Data block >>
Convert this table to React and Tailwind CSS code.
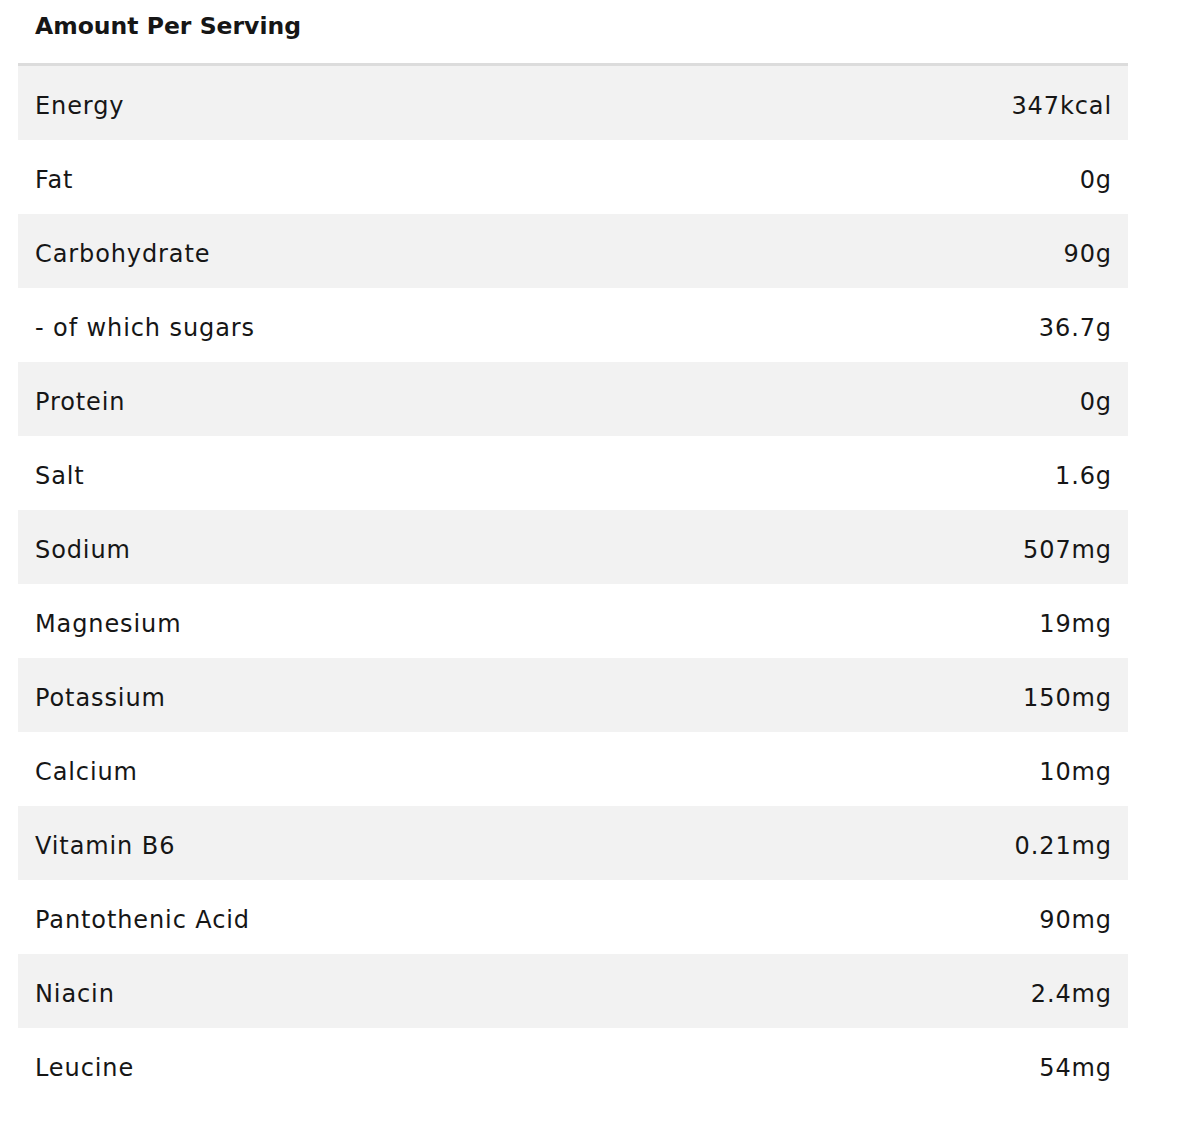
const rows = [
  ['Energy', '347kcal'],
  ['Fat', '0g'],
  ['Carbohydrate', '90g'],
  ['- of which sugars', '36.7g'],
  ['Protein', '0g'],
  ['Salt', '1.6g'],
  ['Sodium', '507mg'],
  ['Magnesium', '19mg'],
  ['Potassium', '150mg'],
  ['Calcium', '10mg'],
  ['Vitamin B6', '0.21mg'],
  ['Pantothenic Acid', '90mg'],
  ['Niacin', '2.4mg'],
  ['Leucine', '54mg'],
]

const App = () => {
  return (
    <div className="min-h-screen bg-white pl-[18px] pr-[62px] pt-[8px] text-[#161616]" style={{ fontFamily: '"DejaVu Sans", "Liberation Sans", sans-serif' }}>
      <h2 className="pl-[17px] h-[55px] text-[23.5px] font-bold leading-[36px]">
        Amount Per Serving
      </h2>
      <div className="border-t-[3px] border-[#dcdcdc]">
        {rows.map(([name, value], i) => (
          <div
            key={name}
            className={`flex items-center justify-between h-[74px] pl-[17px] pr-[16px] pt-[6px] text-[24px] tracking-[0.9px] ${i % 2 === 0 ? 'bg-[#f2f2f2]' : 'bg-white'}`}
          >
            <span>{name}</span>
            <span>{value}</span>
          </div>
        ))}
      </div>
    </div>
  )
}

export default App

Task description >>
Repeat verbatim all the material, but not the pictures.

Written solution >>
Convert this table to React and Tailwind CSS code.
const rows = [
  ['Energy', '347kcal'],
  ['Fat', '0g'],
  ['Carbohydrate', '90g'],
  ['- of which sugars', '36.7g'],
  ['Protein', '0g'],
  ['Salt', '1.6g'],
  ['Sodium', '507mg'],
  ['Magnesium', '19mg'],
  ['Potassium', '150mg'],
  ['Calcium', '10mg'],
  ['Vitamin B6', '0.21mg'],
  ['Pantothenic Acid', '90mg'],
  ['Niacin', '2.4mg'],
  ['Leucine', '54mg'],
]

const App = () => {
  return (
    <div className="min-h-screen bg-white pl-[18px] pr-[62px] pt-[8px] text-[#161616]" style={{ fontFamily: '"DejaVu Sans", "Liberation Sans", sans-serif' }}>
      <h2 className="pl-[17px] h-[55px] text-[23.5px] font-bold leading-[36px]">
        Amount Per Serving
      </h2>
      <div className="border-t-[3px] border-[#dcdcdc]">
        {rows.map(([name, value], i) => (
          <div
            key={name}
            className={`flex items-center justify-between h-[74px] pl-[17px] pr-[16px] pt-[6px] text-[24px] tracking-[0.9px] ${i % 2 === 0 ? 'bg-[#f2f2f2]' : 'bg-white'}`}
          >
            <span>{name}</span>
            <span>{value}</span>
          </div>
        ))}
      </div>
    </div>
  )
}

export default App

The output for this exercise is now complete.